The Netherlands, Utrecht
ca. 1440
7 1/2 x 5 1/8 inches (192 x 130 mm)

Purchased on the Belle da Costa Greene Fund with the assistance of the Fellows, 1963

MS M.917/945, pp. 294–295
Description: 

A resplendent Mary Magdalene, wearing a fur-lined cloak and holding her attribute, a jar of ointment, stands on tiles decorated with letters from her name. A shabbier version of the saint appears in the left margin, accompanied by angels and blue sky and blessed by God in the top margin. The border alludes to ecstasies the Magdalene enjoyed at the end of her life, when, during her meditations, angels lifted her into the sky. The text on the scroll at the right (from Luke 7:47) explains that Christ forgave her many sins because she loved so much.

Suffrages

Suffrages are short prayers to individual saints.
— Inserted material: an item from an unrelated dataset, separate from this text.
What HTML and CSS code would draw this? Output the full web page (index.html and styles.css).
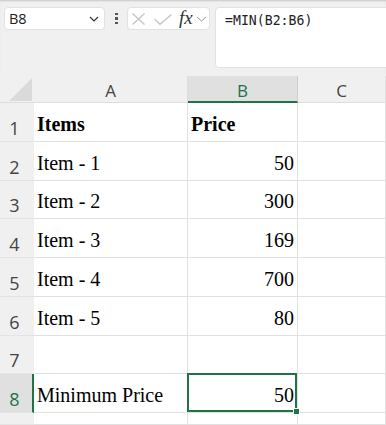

As protectors of medieval people, saints were their doctor in plague, their midwife at childbirth, their guardian when traveling, and their nurse during toothache. If the Virgin was the figure to whom one addressed the all-important petition for eternal salvation, it was from saints that one sought more basic or temporal kinds of help. While the Virgin became, as the Mother of God, almost a goddess herself, saints retained more of their humanity and thus their approachability.